▶ _Stated goal_
Keep only the lines of the listing that include the word "this", and copy them.

▶ _Excerpted records_
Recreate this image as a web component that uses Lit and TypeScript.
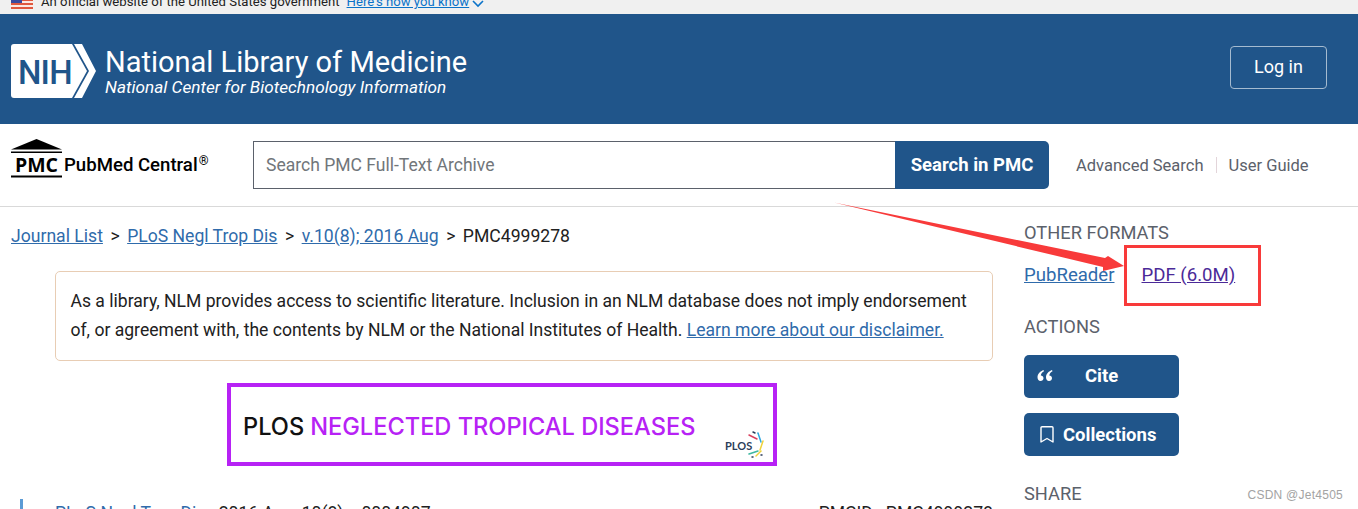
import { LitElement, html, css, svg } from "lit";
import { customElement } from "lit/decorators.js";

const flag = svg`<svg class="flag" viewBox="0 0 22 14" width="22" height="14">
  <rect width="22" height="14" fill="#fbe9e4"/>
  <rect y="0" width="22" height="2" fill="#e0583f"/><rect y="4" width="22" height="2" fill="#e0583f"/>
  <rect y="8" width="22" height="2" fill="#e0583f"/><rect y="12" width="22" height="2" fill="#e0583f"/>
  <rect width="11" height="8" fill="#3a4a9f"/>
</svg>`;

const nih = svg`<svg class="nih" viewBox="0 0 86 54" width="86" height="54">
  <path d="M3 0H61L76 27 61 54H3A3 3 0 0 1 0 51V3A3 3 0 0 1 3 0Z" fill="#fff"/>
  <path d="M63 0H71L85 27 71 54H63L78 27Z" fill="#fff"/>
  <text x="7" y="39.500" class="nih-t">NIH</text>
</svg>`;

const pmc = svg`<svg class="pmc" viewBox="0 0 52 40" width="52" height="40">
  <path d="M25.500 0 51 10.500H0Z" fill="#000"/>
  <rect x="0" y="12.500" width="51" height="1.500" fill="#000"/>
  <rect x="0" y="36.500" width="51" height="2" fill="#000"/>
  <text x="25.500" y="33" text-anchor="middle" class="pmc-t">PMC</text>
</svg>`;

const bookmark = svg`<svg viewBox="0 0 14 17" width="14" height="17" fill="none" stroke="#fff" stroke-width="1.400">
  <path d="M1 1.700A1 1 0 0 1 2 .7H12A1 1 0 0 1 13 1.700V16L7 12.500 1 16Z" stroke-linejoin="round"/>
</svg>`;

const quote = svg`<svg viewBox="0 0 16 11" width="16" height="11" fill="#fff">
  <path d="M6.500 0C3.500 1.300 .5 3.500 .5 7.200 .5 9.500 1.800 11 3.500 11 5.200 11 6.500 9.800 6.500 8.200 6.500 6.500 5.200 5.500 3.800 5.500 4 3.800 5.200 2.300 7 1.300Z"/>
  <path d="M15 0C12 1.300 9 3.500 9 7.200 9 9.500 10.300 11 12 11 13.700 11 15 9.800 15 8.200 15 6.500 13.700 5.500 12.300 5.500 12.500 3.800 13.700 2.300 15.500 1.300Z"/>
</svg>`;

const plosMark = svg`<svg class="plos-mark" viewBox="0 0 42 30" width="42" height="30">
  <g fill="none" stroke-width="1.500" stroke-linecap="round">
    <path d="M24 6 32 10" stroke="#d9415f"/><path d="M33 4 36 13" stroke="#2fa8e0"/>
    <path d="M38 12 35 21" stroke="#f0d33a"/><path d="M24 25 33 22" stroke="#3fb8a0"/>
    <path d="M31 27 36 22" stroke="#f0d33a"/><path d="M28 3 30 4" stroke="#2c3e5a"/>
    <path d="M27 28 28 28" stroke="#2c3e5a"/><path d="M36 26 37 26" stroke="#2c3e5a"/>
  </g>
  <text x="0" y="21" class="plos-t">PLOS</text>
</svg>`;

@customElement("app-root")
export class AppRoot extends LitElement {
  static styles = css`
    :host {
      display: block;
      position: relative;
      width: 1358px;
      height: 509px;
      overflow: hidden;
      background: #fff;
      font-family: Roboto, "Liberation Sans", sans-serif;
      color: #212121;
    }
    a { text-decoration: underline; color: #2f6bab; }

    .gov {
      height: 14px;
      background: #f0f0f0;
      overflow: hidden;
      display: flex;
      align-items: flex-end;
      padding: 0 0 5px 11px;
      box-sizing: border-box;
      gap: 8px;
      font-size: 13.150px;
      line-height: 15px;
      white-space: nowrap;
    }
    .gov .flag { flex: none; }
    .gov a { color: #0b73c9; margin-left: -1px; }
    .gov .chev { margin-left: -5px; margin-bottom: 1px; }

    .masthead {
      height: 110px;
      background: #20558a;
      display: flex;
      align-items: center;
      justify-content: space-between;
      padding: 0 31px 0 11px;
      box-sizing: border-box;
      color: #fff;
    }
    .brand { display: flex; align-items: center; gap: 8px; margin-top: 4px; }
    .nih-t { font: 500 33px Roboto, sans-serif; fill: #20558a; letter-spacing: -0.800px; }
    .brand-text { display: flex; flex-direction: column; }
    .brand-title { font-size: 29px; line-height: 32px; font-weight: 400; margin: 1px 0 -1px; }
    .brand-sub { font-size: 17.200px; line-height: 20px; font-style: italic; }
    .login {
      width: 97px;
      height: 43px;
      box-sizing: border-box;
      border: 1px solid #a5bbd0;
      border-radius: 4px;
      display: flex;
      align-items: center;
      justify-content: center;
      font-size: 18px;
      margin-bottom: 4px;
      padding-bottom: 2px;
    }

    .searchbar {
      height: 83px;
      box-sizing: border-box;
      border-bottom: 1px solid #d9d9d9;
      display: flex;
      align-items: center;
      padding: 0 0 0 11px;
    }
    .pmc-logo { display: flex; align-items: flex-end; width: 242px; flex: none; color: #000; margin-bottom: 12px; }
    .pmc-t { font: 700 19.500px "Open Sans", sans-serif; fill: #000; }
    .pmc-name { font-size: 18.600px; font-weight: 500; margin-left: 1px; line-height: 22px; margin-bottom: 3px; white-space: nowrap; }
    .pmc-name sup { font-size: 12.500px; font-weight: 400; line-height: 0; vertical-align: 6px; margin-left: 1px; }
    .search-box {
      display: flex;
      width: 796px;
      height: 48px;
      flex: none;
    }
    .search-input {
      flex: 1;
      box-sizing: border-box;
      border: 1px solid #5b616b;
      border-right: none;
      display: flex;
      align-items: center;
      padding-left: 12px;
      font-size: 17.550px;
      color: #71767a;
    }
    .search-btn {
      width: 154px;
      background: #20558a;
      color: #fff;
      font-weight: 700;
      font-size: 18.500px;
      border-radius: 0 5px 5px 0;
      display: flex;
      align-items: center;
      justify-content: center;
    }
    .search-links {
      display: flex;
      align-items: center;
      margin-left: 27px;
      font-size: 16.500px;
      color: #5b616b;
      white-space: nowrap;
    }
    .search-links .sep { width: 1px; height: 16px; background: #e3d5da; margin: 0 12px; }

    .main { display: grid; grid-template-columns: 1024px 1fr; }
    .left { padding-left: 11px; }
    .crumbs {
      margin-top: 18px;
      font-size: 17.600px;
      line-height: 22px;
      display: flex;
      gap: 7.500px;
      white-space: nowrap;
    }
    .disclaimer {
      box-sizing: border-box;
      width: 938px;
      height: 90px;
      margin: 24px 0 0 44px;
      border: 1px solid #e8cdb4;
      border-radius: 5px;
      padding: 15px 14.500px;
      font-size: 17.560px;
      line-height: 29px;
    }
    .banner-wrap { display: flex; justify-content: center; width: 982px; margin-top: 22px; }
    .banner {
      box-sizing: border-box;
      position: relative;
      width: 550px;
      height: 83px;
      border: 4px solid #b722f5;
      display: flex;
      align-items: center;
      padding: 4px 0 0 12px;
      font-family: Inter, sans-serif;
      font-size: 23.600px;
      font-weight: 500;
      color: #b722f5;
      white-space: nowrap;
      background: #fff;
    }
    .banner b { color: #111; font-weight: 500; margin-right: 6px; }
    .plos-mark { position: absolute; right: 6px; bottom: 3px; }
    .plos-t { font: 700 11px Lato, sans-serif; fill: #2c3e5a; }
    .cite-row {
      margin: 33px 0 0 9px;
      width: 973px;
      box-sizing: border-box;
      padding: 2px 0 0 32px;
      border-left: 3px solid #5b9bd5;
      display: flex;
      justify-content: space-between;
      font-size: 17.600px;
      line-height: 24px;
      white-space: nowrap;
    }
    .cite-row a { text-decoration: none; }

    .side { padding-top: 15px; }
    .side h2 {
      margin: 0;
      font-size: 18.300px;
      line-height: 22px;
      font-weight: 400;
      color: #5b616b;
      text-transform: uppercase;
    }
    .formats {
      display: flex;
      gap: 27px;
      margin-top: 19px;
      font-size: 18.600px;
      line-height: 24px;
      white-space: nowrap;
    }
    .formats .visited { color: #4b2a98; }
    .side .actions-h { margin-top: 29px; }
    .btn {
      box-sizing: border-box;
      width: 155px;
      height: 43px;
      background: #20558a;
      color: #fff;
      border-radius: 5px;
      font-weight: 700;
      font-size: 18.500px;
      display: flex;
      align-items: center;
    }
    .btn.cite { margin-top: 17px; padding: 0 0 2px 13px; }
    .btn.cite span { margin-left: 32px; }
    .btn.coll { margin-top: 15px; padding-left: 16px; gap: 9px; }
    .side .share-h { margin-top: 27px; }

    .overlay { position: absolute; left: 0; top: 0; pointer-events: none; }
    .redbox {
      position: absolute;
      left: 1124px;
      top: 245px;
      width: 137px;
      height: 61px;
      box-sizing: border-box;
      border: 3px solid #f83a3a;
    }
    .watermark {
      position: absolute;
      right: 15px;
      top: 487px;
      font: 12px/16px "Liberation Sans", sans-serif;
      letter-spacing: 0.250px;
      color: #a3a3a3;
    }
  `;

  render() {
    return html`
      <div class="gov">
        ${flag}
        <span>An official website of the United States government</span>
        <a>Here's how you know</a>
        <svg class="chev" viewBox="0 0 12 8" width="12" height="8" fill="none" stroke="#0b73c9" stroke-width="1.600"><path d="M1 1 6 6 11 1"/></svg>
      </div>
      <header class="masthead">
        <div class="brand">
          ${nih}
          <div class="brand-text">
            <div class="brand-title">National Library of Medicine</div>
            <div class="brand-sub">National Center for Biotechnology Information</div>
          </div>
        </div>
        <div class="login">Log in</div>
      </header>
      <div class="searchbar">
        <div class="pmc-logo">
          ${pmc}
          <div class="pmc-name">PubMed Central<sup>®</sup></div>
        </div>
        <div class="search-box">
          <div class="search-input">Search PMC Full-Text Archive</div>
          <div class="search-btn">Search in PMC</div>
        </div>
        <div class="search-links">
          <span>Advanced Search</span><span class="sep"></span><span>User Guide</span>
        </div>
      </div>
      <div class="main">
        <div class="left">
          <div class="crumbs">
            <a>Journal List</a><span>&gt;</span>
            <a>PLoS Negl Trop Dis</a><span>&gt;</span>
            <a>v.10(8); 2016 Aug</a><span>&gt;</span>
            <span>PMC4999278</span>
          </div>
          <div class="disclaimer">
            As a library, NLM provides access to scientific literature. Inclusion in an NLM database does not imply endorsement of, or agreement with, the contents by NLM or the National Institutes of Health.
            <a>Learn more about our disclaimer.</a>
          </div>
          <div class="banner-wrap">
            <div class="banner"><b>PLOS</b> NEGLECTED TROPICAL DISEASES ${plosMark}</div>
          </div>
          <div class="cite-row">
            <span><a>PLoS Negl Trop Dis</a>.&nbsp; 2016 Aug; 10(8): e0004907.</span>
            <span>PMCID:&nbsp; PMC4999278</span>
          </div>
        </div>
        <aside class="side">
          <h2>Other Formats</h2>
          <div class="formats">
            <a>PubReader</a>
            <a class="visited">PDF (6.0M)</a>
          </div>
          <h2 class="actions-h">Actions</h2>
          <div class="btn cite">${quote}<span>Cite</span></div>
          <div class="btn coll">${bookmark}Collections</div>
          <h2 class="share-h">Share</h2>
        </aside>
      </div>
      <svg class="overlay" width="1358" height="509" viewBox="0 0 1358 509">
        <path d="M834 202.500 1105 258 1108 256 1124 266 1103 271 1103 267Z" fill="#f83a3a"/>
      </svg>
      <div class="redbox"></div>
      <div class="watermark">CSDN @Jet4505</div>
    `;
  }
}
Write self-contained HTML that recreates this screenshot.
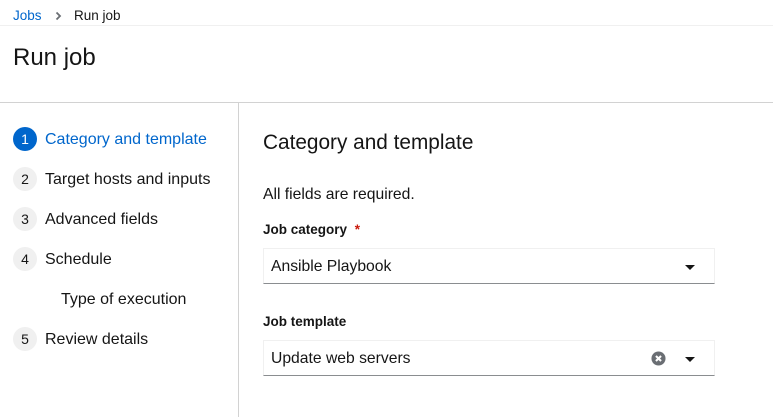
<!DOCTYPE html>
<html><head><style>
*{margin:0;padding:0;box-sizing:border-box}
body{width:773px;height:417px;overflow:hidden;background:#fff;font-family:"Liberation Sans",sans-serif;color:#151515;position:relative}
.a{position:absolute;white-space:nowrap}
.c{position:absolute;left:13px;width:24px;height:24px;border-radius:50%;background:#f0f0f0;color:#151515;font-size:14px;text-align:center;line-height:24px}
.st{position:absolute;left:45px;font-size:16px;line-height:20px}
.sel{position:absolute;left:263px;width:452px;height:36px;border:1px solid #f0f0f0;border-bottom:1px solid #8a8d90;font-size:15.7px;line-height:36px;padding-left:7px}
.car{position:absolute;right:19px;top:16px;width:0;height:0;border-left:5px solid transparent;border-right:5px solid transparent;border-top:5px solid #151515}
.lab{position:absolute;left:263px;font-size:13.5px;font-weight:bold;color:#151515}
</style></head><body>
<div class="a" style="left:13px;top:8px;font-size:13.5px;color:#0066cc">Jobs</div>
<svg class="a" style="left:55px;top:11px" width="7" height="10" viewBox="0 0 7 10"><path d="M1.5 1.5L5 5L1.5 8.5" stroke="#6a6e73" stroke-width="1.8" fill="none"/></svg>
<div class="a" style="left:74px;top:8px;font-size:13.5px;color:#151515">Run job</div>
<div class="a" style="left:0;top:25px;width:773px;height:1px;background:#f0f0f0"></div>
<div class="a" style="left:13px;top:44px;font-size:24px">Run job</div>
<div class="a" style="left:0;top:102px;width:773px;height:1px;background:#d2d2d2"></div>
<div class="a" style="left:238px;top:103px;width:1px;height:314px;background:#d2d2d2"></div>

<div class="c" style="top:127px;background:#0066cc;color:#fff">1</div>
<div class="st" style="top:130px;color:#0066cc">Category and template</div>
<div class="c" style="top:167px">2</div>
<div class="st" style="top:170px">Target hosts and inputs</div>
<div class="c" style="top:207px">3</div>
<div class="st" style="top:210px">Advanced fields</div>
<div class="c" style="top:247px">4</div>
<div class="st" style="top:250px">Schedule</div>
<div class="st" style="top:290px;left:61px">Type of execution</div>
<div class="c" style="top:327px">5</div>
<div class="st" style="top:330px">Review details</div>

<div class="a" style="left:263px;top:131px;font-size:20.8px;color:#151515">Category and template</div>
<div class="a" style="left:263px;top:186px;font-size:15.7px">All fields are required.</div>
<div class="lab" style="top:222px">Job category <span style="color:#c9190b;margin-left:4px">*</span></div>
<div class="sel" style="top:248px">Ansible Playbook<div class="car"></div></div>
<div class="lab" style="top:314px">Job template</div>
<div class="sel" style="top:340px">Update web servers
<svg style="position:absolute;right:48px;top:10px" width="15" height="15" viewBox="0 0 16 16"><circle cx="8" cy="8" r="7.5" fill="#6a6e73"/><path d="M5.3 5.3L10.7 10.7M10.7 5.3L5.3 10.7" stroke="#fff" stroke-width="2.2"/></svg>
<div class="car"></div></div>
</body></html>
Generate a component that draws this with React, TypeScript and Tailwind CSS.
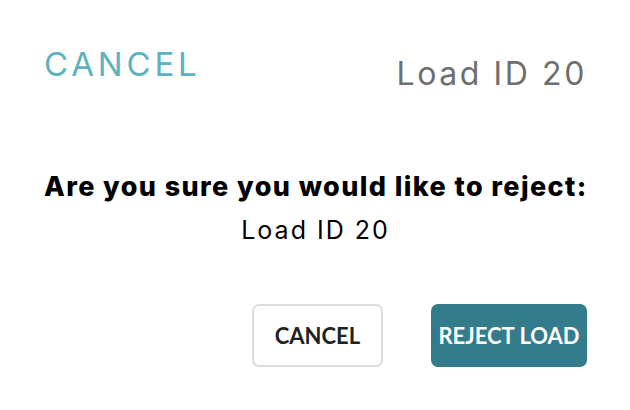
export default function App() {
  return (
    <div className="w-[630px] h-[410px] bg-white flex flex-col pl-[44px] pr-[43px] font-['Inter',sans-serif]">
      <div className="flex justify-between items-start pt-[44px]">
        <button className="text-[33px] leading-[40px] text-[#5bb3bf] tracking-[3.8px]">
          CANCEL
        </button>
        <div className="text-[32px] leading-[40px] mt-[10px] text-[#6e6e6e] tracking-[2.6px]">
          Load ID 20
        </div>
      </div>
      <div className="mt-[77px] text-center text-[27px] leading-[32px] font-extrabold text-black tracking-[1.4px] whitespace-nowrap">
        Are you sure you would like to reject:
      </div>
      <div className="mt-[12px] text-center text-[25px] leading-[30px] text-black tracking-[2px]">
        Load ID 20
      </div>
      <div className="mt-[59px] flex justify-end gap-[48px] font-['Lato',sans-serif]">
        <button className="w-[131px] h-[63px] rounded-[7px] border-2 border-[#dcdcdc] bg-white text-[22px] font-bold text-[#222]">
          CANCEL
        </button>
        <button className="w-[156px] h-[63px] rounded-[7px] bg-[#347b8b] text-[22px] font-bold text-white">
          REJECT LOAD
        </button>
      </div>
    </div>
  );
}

▶ _Correct result_
Recreate this image as a web component that uses Lit and TypeScript.
Write self-contained HTML that recreates this screenshot.
Generate a component that draws this with React, TypeScript and Tailwind CSS.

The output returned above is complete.